** start **
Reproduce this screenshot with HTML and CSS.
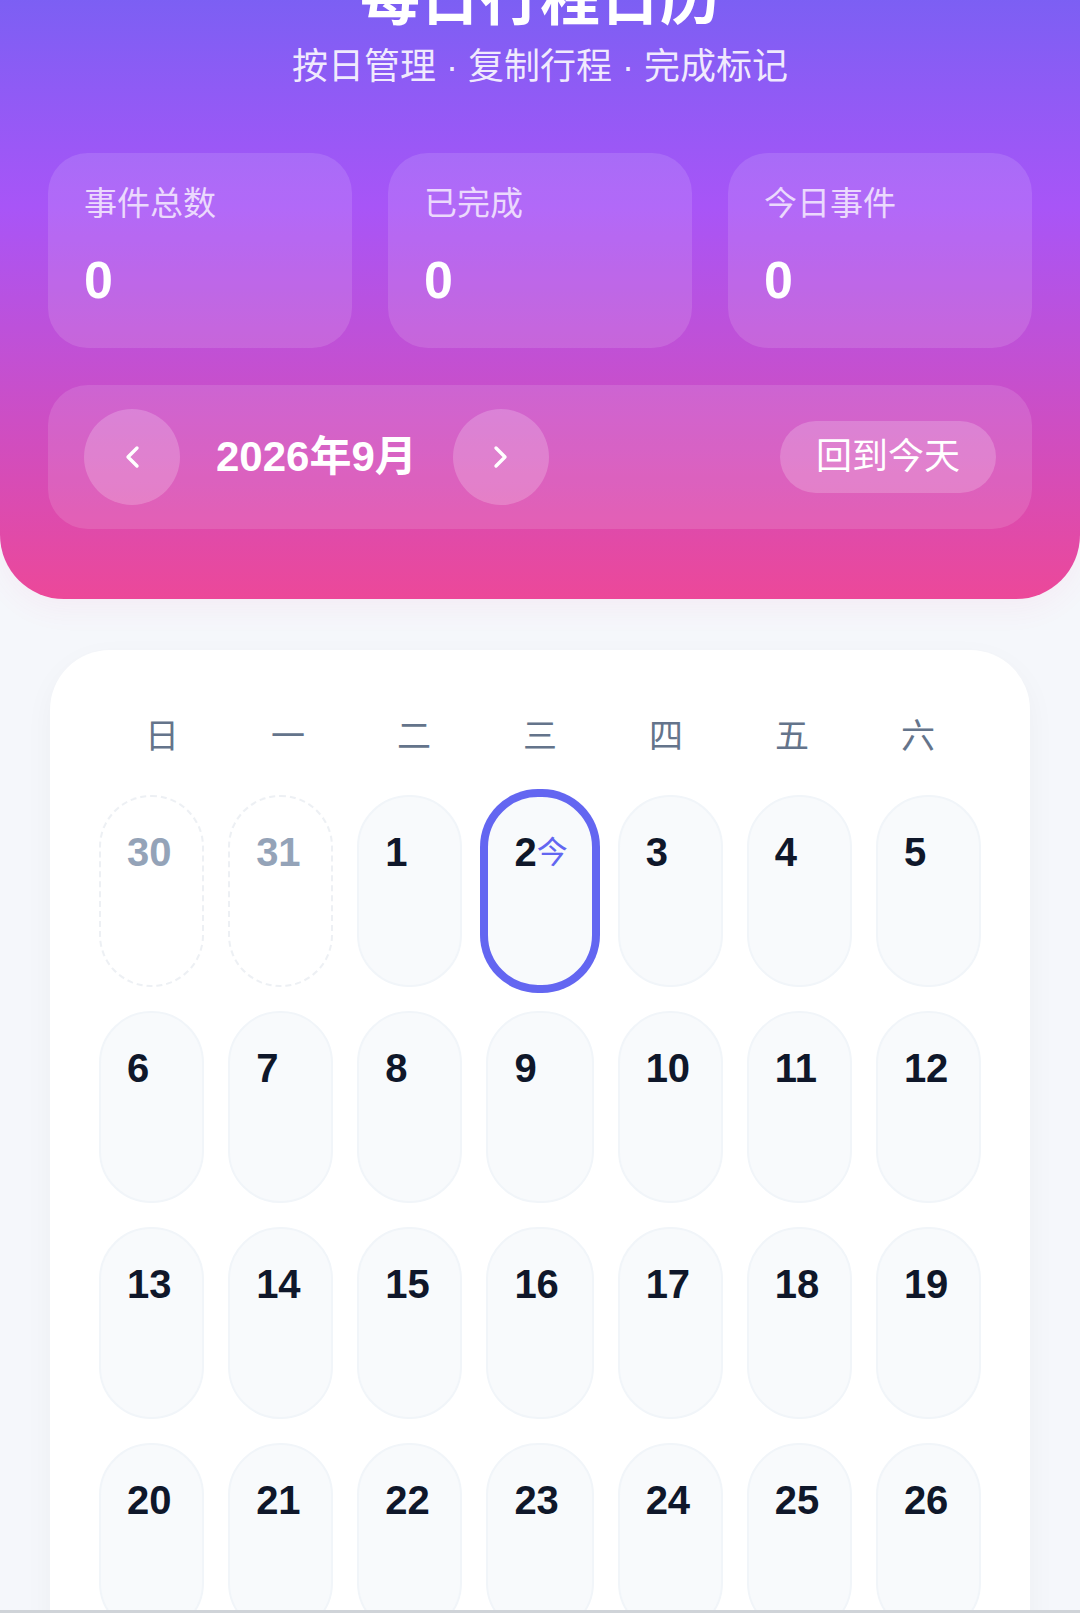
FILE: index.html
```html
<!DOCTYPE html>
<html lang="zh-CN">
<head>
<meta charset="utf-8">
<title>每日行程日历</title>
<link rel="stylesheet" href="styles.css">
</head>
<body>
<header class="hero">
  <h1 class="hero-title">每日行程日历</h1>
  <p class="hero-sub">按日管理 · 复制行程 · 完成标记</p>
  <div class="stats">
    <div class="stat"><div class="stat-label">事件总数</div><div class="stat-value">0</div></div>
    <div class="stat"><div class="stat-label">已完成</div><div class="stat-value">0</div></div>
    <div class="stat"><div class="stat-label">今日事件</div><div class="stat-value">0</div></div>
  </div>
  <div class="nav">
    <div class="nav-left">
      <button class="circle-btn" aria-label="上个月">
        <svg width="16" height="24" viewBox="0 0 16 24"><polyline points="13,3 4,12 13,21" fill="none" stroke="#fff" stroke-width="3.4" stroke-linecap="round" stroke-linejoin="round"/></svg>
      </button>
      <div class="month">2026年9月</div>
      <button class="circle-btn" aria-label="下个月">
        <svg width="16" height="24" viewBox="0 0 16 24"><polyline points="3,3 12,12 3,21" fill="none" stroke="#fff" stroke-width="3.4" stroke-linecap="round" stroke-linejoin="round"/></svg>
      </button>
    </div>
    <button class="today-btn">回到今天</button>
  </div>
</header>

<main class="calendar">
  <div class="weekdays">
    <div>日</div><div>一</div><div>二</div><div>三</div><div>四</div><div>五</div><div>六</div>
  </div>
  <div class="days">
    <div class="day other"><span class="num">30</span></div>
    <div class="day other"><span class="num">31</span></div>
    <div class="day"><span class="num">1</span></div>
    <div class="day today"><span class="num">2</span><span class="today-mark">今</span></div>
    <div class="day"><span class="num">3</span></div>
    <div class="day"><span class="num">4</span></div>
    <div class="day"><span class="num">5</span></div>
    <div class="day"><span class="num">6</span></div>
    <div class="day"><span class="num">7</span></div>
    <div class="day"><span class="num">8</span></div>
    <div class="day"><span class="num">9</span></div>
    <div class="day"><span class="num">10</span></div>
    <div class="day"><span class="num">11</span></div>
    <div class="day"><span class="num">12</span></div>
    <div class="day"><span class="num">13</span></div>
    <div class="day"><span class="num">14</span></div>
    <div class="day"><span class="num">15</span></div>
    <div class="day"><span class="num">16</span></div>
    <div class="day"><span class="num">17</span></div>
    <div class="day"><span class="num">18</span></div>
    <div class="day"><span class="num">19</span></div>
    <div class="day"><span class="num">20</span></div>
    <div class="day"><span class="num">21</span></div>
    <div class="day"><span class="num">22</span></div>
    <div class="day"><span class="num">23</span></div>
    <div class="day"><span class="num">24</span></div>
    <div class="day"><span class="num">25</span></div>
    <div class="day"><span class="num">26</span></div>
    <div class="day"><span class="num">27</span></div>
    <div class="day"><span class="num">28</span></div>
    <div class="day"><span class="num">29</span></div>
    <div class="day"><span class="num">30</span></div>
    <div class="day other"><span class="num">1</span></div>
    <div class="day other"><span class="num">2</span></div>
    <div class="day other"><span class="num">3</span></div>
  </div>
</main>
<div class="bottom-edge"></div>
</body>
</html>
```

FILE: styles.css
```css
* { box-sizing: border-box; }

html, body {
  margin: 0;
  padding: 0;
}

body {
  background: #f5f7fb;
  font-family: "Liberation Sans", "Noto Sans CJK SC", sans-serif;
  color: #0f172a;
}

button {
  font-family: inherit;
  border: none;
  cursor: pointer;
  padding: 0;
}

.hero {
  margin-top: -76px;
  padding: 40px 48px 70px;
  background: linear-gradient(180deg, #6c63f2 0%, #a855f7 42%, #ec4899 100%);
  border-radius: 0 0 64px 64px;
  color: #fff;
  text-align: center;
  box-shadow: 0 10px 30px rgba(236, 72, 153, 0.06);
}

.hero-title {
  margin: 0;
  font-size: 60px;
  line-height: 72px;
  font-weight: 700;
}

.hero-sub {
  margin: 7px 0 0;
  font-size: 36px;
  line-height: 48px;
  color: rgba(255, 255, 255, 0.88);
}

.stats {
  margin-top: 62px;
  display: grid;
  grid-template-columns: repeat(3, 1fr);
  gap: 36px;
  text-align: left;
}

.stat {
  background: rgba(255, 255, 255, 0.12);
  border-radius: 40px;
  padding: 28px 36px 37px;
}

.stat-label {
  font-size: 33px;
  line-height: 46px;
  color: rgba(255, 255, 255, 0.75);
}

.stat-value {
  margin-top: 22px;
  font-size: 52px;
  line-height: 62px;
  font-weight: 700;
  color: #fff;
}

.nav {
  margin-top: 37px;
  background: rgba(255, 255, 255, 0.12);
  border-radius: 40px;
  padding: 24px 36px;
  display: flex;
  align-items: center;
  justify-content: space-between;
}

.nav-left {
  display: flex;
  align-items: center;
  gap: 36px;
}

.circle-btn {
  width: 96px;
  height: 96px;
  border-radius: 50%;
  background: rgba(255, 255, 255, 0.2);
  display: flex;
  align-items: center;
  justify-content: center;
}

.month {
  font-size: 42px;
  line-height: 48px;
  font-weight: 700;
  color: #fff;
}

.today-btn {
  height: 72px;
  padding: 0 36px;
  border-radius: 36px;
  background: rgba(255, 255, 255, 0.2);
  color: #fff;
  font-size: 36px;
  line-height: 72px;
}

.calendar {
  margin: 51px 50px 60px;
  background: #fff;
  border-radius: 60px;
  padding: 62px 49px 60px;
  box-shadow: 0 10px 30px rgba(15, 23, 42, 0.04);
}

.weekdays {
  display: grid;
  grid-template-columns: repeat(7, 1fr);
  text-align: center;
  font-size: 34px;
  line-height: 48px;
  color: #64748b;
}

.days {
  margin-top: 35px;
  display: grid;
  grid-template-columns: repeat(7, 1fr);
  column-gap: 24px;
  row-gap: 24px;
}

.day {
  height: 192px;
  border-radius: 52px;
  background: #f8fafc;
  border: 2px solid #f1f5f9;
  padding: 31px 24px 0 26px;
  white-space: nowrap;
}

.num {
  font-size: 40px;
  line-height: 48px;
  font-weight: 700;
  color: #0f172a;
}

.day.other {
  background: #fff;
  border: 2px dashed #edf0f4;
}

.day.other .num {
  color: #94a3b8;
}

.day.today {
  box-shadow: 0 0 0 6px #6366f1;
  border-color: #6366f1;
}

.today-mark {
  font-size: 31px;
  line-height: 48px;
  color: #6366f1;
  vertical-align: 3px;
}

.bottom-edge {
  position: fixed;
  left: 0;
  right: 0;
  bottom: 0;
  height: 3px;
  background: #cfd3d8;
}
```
** end **
The listing above needs to be output again exactly. Don't include the pictures.

_Expected output_
Reproduce this screenshot with HTML and CSS.
FILE: index.html
```html
<!DOCTYPE html>
<html lang="zh-CN">
<head>
<meta charset="utf-8">
<title>每日行程日历</title>
<link rel="stylesheet" href="styles.css">
</head>
<body>
<header class="hero">
  <h1 class="hero-title">每日行程日历</h1>
  <p class="hero-sub">按日管理 · 复制行程 · 完成标记</p>
  <div class="stats">
    <div class="stat"><div class="stat-label">事件总数</div><div class="stat-value">0</div></div>
    <div class="stat"><div class="stat-label">已完成</div><div class="stat-value">0</div></div>
    <div class="stat"><div class="stat-label">今日事件</div><div class="stat-value">0</div></div>
  </div>
  <div class="nav">
    <div class="nav-left">
      <button class="circle-btn" aria-label="上个月">
        <svg width="16" height="24" viewBox="0 0 16 24"><polyline points="13,3 4,12 13,21" fill="none" stroke="#fff" stroke-width="3.4" stroke-linecap="round" stroke-linejoin="round"/></svg>
      </button>
      <div class="month">2026年9月</div>
      <button class="circle-btn" aria-label="下个月">
        <svg width="16" height="24" viewBox="0 0 16 24"><polyline points="3,3 12,12 3,21" fill="none" stroke="#fff" stroke-width="3.4" stroke-linecap="round" stroke-linejoin="round"/></svg>
      </button>
    </div>
    <button class="today-btn">回到今天</button>
  </div>
</header>

<main class="calendar">
  <div class="weekdays">
    <div>日</div><div>一</div><div>二</div><div>三</div><div>四</div><div>五</div><div>六</div>
  </div>
  <div class="days">
    <div class="day other"><span class="num">30</span></div>
    <div class="day other"><span class="num">31</span></div>
    <div class="day"><span class="num">1</span></div>
    <div class="day today"><span class="num">2</span><span class="today-mark">今</span></div>
    <div class="day"><span class="num">3</span></div>
    <div class="day"><span class="num">4</span></div>
    <div class="day"><span class="num">5</span></div>
    <div class="day"><span class="num">6</span></div>
    <div class="day"><span class="num">7</span></div>
    <div class="day"><span class="num">8</span></div>
    <div class="day"><span class="num">9</span></div>
    <div class="day"><span class="num">10</span></div>
    <div class="day"><span class="num">11</span></div>
    <div class="day"><span class="num">12</span></div>
    <div class="day"><span class="num">13</span></div>
    <div class="day"><span class="num">14</span></div>
    <div class="day"><span class="num">15</span></div>
    <div class="day"><span class="num">16</span></div>
    <div class="day"><span class="num">17</span></div>
    <div class="day"><span class="num">18</span></div>
    <div class="day"><span class="num">19</span></div>
    <div class="day"><span class="num">20</span></div>
    <div class="day"><span class="num">21</span></div>
    <div class="day"><span class="num">22</span></div>
    <div class="day"><span class="num">23</span></div>
    <div class="day"><span class="num">24</span></div>
    <div class="day"><span class="num">25</span></div>
    <div class="day"><span class="num">26</span></div>
    <div class="day"><span class="num">27</span></div>
    <div class="day"><span class="num">28</span></div>
    <div class="day"><span class="num">29</span></div>
    <div class="day"><span class="num">30</span></div>
    <div class="day other"><span class="num">1</span></div>
    <div class="day other"><span class="num">2</span></div>
    <div class="day other"><span class="num">3</span></div>
  </div>
</main>
<div class="bottom-edge"></div>
</body>
</html>
```

FILE: styles.css
```css
* { box-sizing: border-box; }

html, body {
  margin: 0;
  padding: 0;
}

body {
  background: #f5f7fb;
  font-family: "Liberation Sans", "Noto Sans CJK SC", sans-serif;
  color: #0f172a;
}

button {
  font-family: inherit;
  border: none;
  cursor: pointer;
  padding: 0;
}

.hero {
  margin-top: -76px;
  padding: 40px 48px 70px;
  background: linear-gradient(180deg, #6c63f2 0%, #a855f7 42%, #ec4899 100%);
  border-radius: 0 0 64px 64px;
  color: #fff;
  text-align: center;
  box-shadow: 0 10px 30px rgba(236, 72, 153, 0.06);
}

.hero-title {
  margin: 0;
  font-size: 60px;
  line-height: 72px;
  font-weight: 700;
}

.hero-sub {
  margin: 7px 0 0;
  font-size: 36px;
  line-height: 48px;
  color: rgba(255, 255, 255, 0.88);
}

.stats {
  margin-top: 62px;
  display: grid;
  grid-template-columns: repeat(3, 1fr);
  gap: 36px;
  text-align: left;
}

.stat {
  background: rgba(255, 255, 255, 0.12);
  border-radius: 40px;
  padding: 28px 36px 37px;
}

.stat-label {
  font-size: 33px;
  line-height: 46px;
  color: rgba(255, 255, 255, 0.75);
}

.stat-value {
  margin-top: 22px;
  font-size: 52px;
  line-height: 62px;
  font-weight: 700;
  color: #fff;
}

.nav {
  margin-top: 37px;
  background: rgba(255, 255, 255, 0.12);
  border-radius: 40px;
  padding: 24px 36px;
  display: flex;
  align-items: center;
  justify-content: space-between;
}

.nav-left {
  display: flex;
  align-items: center;
  gap: 36px;
}

.circle-btn {
  width: 96px;
  height: 96px;
  border-radius: 50%;
  background: rgba(255, 255, 255, 0.2);
  display: flex;
  align-items: center;
  justify-content: center;
}

.month {
  font-size: 42px;
  line-height: 48px;
  font-weight: 700;
  color: #fff;
}

.today-btn {
  height: 72px;
  padding: 0 36px;
  border-radius: 36px;
  background: rgba(255, 255, 255, 0.2);
  color: #fff;
  font-size: 36px;
  line-height: 72px;
}

.calendar {
  margin: 51px 50px 60px;
  background: #fff;
  border-radius: 60px;
  padding: 62px 49px 60px;
  box-shadow: 0 10px 30px rgba(15, 23, 42, 0.04);
}

.weekdays {
  display: grid;
  grid-template-columns: repeat(7, 1fr);
  text-align: center;
  font-size: 34px;
  line-height: 48px;
  color: #64748b;
}

.days {
  margin-top: 35px;
  display: grid;
  grid-template-columns: repeat(7, 1fr);
  column-gap: 24px;
  row-gap: 24px;
}

.day {
  height: 192px;
  border-radius: 52px;
  background: #f8fafc;
  border: 2px solid #f1f5f9;
  padding: 31px 24px 0 26px;
  white-space: nowrap;
}

.num {
  font-size: 40px;
  line-height: 48px;
  font-weight: 700;
  color: #0f172a;
}

.day.other {
  background: #fff;
  border: 2px dashed #edf0f4;
}

.day.other .num {
  color: #94a3b8;
}

.day.today {
  box-shadow: 0 0 0 6px #6366f1;
  border-color: #6366f1;
}

.today-mark {
  font-size: 31px;
  line-height: 48px;
  color: #6366f1;
  vertical-align: 3px;
}

.bottom-edge {
  position: fixed;
  left: 0;
  right: 0;
  bottom: 0;
  height: 3px;
  background: #cfd3d8;
}
```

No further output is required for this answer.